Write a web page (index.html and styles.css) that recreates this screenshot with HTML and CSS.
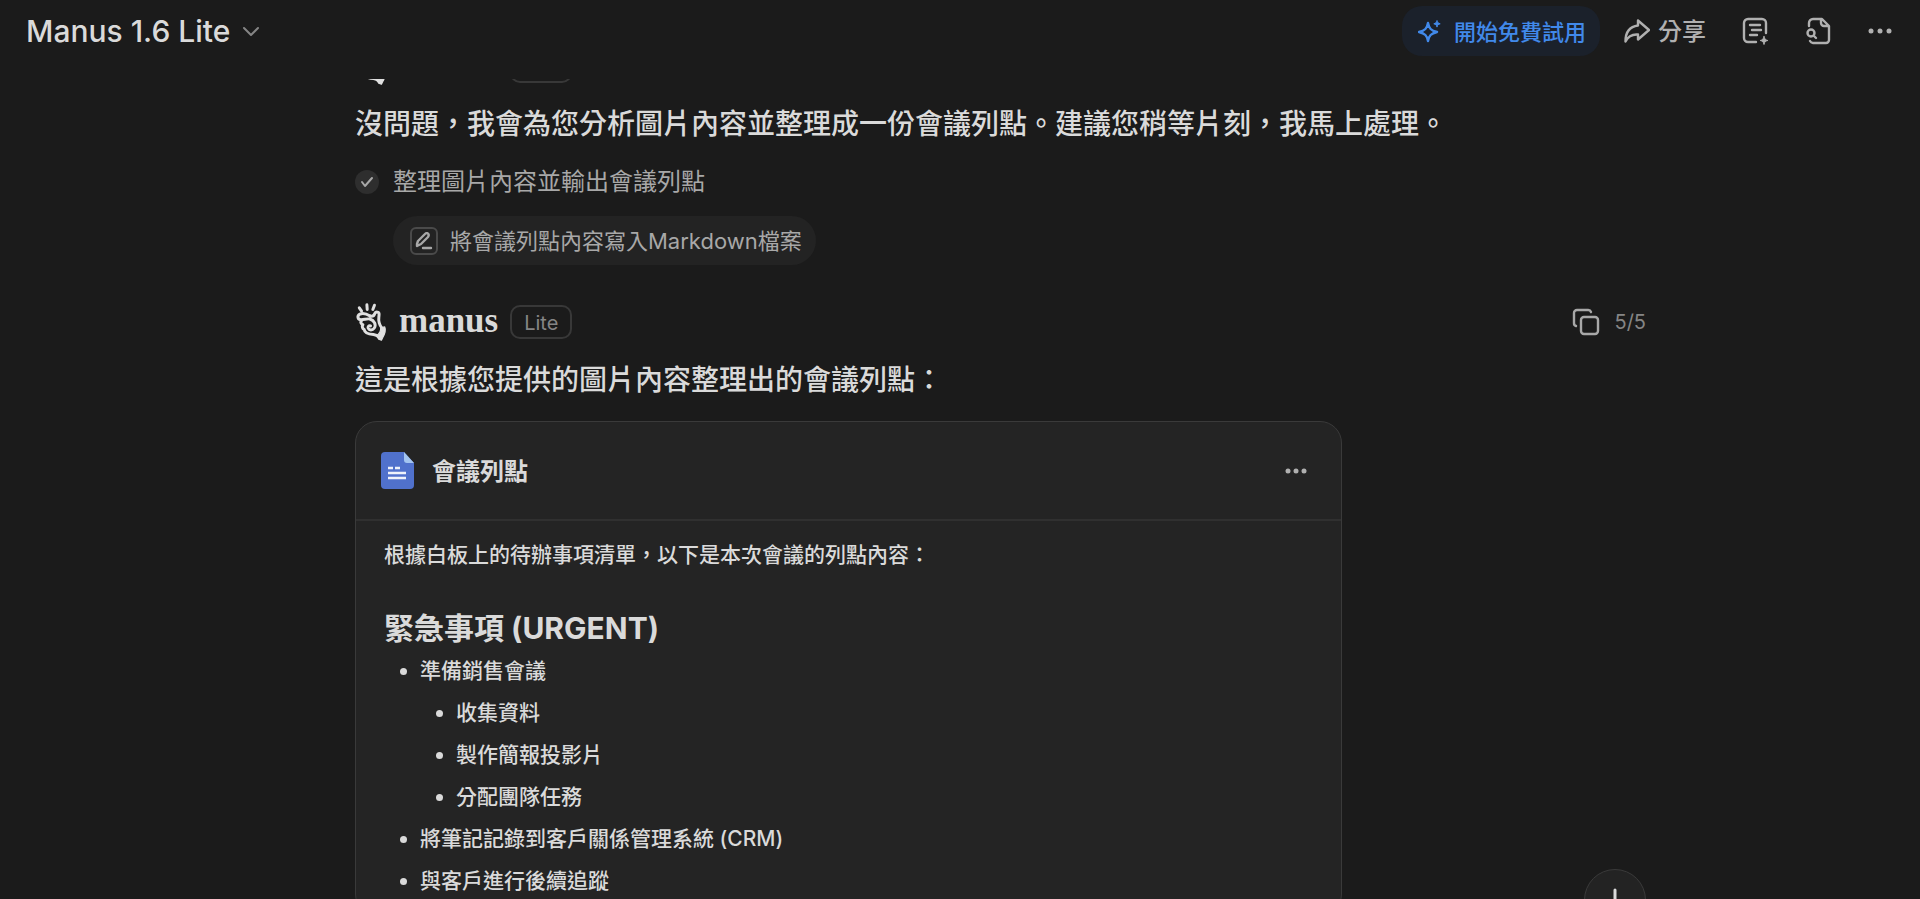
FILE: index.html
```html
<!DOCTYPE html>
<html lang="zh-Hant">

<head>

    <meta charset="UTF-8">
    <meta name="viewport" content="width=device-width, initial-scale=1.0">
    <title>Manus</title>

    <link rel="stylesheet" href="styles.css">

</head>

<body>

    <svg class="sprite" aria-hidden="true">
        <symbol id="hand" viewBox="0 0 100 120" fill="none" stroke="currentColor" stroke-width="9" stroke-linecap="round" stroke-linejoin="round">
            <path d="M13 17l7 10M36 8l1 14M59 9l-5 13" />
            <path d="M46 42c-8-5-21-11-31-6-10 6-7 17 4 17 9 0 19-4 26-2 14 4 20 18 13 28-5 7-15 7-18 0-2-5 2-9 7-7" />
            <path d="M46 42c8 2 12-2 14-8 3-6 13-5 13 2 0 10-3 17 0 25 2 6 3 11 7 15" />
            <path d="M20 55c-4 6-2 11 4 13-4 6-1 12 4 15 1 10 16 14 28 15 9 1 12 3 16 7" />
            <path d="M78 78l12-3c4 9 0 21-6 32l-4 8-8-3-6-10c8-7 13-14 12-24z" fill="currentColor" stroke-width="4" />
        </symbol>
    </svg>

    <header class="topbar">

        <button class="model-btn">
            Manus 1.6 Lite
            <svg width="18" height="18" viewBox="0 0 18 18" fill="none" stroke="#858585" stroke-width="2" stroke-linecap="round" stroke-linejoin="round"><path d="M2 6l7 7 7-7" /></svg>
        </button>

        <div class="actions">

            <button class="trial-btn">
                <svg width="24" height="24" viewBox="0 0 24 24" fill="none" stroke="currentColor" stroke-width="2.400" stroke-linejoin="round">
                    <path d="M10 4c1 5.500 3 7.500 9 9-6 1.500-8 3.500-9 9-1-5.500-3-7.500-9-9 6-1.500 8-3.500 9-9z" />
                    <path d="M19 1.500c.4 2 1.200 2.800 3.200 3.300-2 .5-2.800 1.300-3.200 3.300-.4-2-1.200-2.800-3.200-3.300 2-.5 2.800-1.300 3.200-3.300z" fill="currentColor" stroke-width="1" />
                </svg>
                <span>開始免費試用</span>
            </button>

            <button class="share-btn">
                <svg width="26" height="26" viewBox="0 0 26 26" fill="none" stroke="currentColor" stroke-width="2.400" stroke-linejoin="round"><path d="M14 2.500L25 12 14 21.500V16.500C8 16 4 18.500 1.500 23.500 1.500 14 6 8.500 14 7.500z" /></svg>
                <span>分享</span>
            </button>

            <button class="icon-btn" aria-label="筆記">
                <svg width="28" height="28" viewBox="0 0 28 28" fill="none" stroke="currentColor" stroke-width="2.400" stroke-linecap="round" stroke-linejoin="round">
                    <path d="M14 25H6a4 4 0 0 1-4-4V6a4 4 0 0 1 4-4h14a4 4 0 0 1 4 4v10M8 8h10M10 13h9M8 18h7" />
                    <path d="M22 19.500c.5 2.500 1.300 3.300 3.800 4-2.500.6-3.300 1.400-3.800 4-.5-2.600-1.300-3.400-3.800-4 2.500-.7 3.300-1.500 3.800-4z" fill="currentColor" stroke-width="1" />
                </svg>
            </button>

            <button class="icon-btn" aria-label="檔案">
                <svg width="26" height="28" viewBox="2 0 26 28" fill="none" stroke="currentColor" stroke-width="2.400" stroke-linecap="round" stroke-linejoin="round">
                    <path d="M5 9V6a4 4 0 0 1 4-4h9l7 7v14a3 3 0 0 1-3 3H9a4 4 0 0 1-3-2M17 2v4a3 3 0 0 0 3 3h4" />
                    <circle cx="7" cy="16" r="3.500" />
                    <path d="M10 19l2 2" />
                </svg>
            </button>

            <button class="icon-btn" aria-label="更多">
                <svg width="24" height="24" viewBox="0 0 24 24" fill="currentColor"><circle cx="3" cy="12" r="2.500" /><circle cx="12" cy="12" r="2.500" /><circle cx="21" cy="12" r="2.500" /></svg>
            </button>

        </div>

    </header>

    <main class="chat">

        <div class="messages">

            <section class="message">

                <div class="message-head">
                    <svg class="hand" width="33" height="40"><use href="#hand" /></svg>
                    <span class="brand">manus</span>
                    <span class="badge">Lite</span>
                </div>

                <p class="message-text">沒問題，我會為您分析圖片內容並整理成一份會議列點。建議您稍等片刻，我馬上處理。</p>

                <div class="task">
                    <span class="task-check">
                        <svg width="14" height="12" viewBox="0 0 14 12" fill="none" stroke="currentColor" stroke-width="2" stroke-linecap="round" stroke-linejoin="round"><path d="M2 6l3 4 7-8" /></svg>
                    </span>
                    整理圖片內容並輸出會議列點
                </div>

                <button class="step">
                    <span class="step-icon">
                        <svg width="18" height="18" viewBox="0 0 18 18" fill="none" stroke="currentColor" stroke-width="2.400" stroke-linecap="round" stroke-linejoin="round"><path d="M2 12l1-3 7-7c2-2 5 0 3 3l-7 7-4 2zM8 16h8" /></svg>
                    </span>
                    <span>將會議列點內容寫入Markdown檔案</span>
                </button>

            </section>

            <section class="message">

                <div class="message-head">
                    <svg class="hand" width="33" height="40"><use href="#hand" /></svg>
                    <span class="brand">manus</span>
                    <span class="badge">Lite</span>
                    <button class="copy-btn">
                        <svg width="28" height="28" viewBox="0 0 28 28" fill="none" stroke="#a8a8a8" stroke-width="2.400" stroke-linecap="round" stroke-linejoin="round"><rect x="9" y="9" width="17" height="17" rx="3" /><path d="M4 18a3 3 0 0 1-2-3V5a3 3 0 0 1 3-3h11a3 3 0 0 1 3 2" /></svg>
                        5/5
                    </button>
                </div>

                <p class="message-text">這是根據您提供的圖片內容整理出的會議列點：</p>

                <article class="card">

                    <div class="card-head">
                        <svg width="33" height="37" viewBox="0 0 33 37">
                            <path d="M4 0h19l10 11v22a4 4 0 0 1-4 4H4a4 4 0 0 1-4-4V4a4 4 0 0 1 4-4z" fill="#5071cc" />
                            <path d="M23 0l10 11h-7a3 3 0 0 1-3-3z" fill="#a4c5f0" />
                            <path d="M7 16h5M14 16h5M7 21h18M7 26h18" stroke="#eef2fb" stroke-width="2.400" />
                        </svg>
                        <h2>會議列點</h2>
                        <button class="card-more" aria-label="更多">
                            <svg width="22" height="22" viewBox="0 0 22 22" fill="currentColor"><circle cx="3" cy="11" r="2.500" /><circle cx="11" cy="11" r="2.500" /><circle cx="19" cy="11" r="2.500" /></svg>
                        </button>
                    </div>

                    <div class="card-body">

                        <p>根據白板上的待辦事項清單，以下是本次會議的列點內容：</p>

                        <h3>緊急事項 (URGENT)</h3>

                        <ul>
                            <li>準備銷售會議
                                <ul>
                                    <li>收集資料</li>
                                    <li>製作簡報投影片</li>
                                    <li>分配團隊任務</li>
                                </ul>
                            </li>
                            <li>將筆記記錄到客戶關係管理系統 (CRM)</li>
                            <li>與客戶進行後續追蹤</li>
                        </ul>

                    </div>

                </article>

            </section>

        </div>

        <button class="scroll-btn" aria-label="捲動到底部">
            <svg width="24" height="24" viewBox="0 0 24 24" fill="none" stroke="currentColor" stroke-width="3" stroke-linecap="round" stroke-linejoin="round"><path d="M12 2v20M3 13l9 9 9-9" /></svg>
        </button>

    </main>

</body>

</html>
```

FILE: styles.css
```css
* {
    box-sizing: border-box;
}

body {
    margin: 0;
    height: 100vh;
    display: flex;
    flex-direction: column;
    overflow: hidden;
    background-color: #1b1b1b;
    color: #dadada;
    font-family: Inter, "Noto Sans CJK TC", sans-serif;
}

h2, h3, p, ul {
    margin: 0;
}

button {
    display: flex;
    align-items: center;
    padding: 0;
    border: none;
    background: none;
    color: inherit;
    font: inherit;
    cursor: pointer;
}

svg {
    flex-shrink: 0;
}

.sprite {
    position: absolute;
    width: 0;
    height: 0;
}

.topbar {
    display: flex;
    justify-content: space-between;
    align-items: flex-start;
    flex-shrink: 0;
    height: 79px;
    padding: 6px 28px 0 26px;
}

.model-btn {
    height: 50px;
    gap: 12px;
    font-size: 30px;
    font-weight: 500;
}

.actions {
    display: flex;
    align-items: center;
    height: 50px;
    color: #b0b0b0;
}

.trial-btn {
    height: 50px;
    gap: 12px;
    padding: 0 14px 0 16px;
    margin-right: 24px;
    border-radius: 20px;
    background-color: #1b212b;
    color: #4189ea;
    font-size: 22px;
    font-weight: 500;
}

.share-btn {
    gap: 8px;
    font-size: 24px;
    font-weight: 500;
}

.trial-btn span,
.share-btn span,
.step > span:last-child,
.card-head h2 {
    padding-bottom: 3px;
}

.icon-btn {
    margin-left: 36px;
}

.chat {
    position: relative;
    flex: 1;
    min-height: 0;
    overflow: hidden;
    padding: 0 274px 0 355px;
}

/* scrolled a little past the first message header */
.messages {
    margin-top: -35px;
}

.message + .message {
    margin-top: 35px;
}

.message-head {
    display: flex;
    align-items: center;
    height: 44px;
}

.hand {
    color: #e0e0e0;
}

.brand {
    margin: 0 12px 0 11px;
    padding-bottom: 3px;
    font-family: "Liberation Serif", serif;
    font-size: 35px;
    font-weight: bold;
    line-height: 41px;
}

.badge {
    height: 34px;
    padding: 0 12px;
    border: 2px solid #383838;
    border-radius: 10px;
    color: #858585;
    font-size: 20px;
    line-height: 32px;
}

.copy-btn {
    gap: 14px;
    margin-left: auto;
    color: #858585;
    font-size: 20px;
}

.message-text {
    margin-top: 15px;
    font-size: 28px;
    font-weight: 500;
    line-height: 42px;
}

.task {
    display: flex;
    align-items: center;
    gap: 14px;
    margin-top: 22px;
    color: #a8a8a8;
    font-size: 24px;
    line-height: 30px;
}

.task-check {
    display: flex;
    justify-content: center;
    align-items: center;
    width: 24px;
    height: 24px;
    border-radius: 50%;
    background-color: #2e2e2e;
}

.step {
    height: 49px;
    gap: 12px;
    margin: 19px 0 0 38px;
    padding: 0 14px 0 17px;
    border-radius: 25px;
    background-color: #232323;
    color: #a8a8a8;
    font-size: 22px;
}

.step-icon {
    display: flex;
    justify-content: center;
    align-items: center;
    width: 28px;
    height: 28px;
    border: 2px solid #4a4a4a;
    border-radius: 6px;
}

.card {
    max-width: 987px;
    margin-top: 20px;
    border: 1px solid #3a3a3a;
    border-radius: 22px;
    background-color: #242424;
}

.card-head {
    display: flex;
    align-items: center;
    gap: 18px;
    height: 99px;
    padding: 0 34px 0 25px;
    border-bottom: 2px solid #303030;
}

.card-head h2 {
    font-size: 24px;
    font-weight: 600;
}

.card-more {
    margin-left: auto;
    color: #b0b0b0;
}

.card-body {
    padding: 13px 28px;
    font-size: 21px;
    font-weight: 500;
    line-height: 42px;
}

.card-body h3 {
    margin: 31px 0 1px;
    font-size: 30px;
    font-weight: 700;
}

.card-body ul {
    padding-left: 36px;
    list-style: disc;
}

.scroll-btn {
    position: absolute;
    right: 274px;
    bottom: -32px;
    justify-content: center;
    width: 62px;
    height: 62px;
    border: 1px solid #3a3a3a;
    border-radius: 50%;
    background-color: #232323;
}
```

WHAT TO PRODUCE:
Locate and copy each line in the data above that includes the word "styles".

ANSWER TO THIS TASK:
Write a web page (index.html and styles.css) that recreates this screenshot with HTML and CSS.
    <link rel="stylesheet" href="styles.css">
FILE: styles.css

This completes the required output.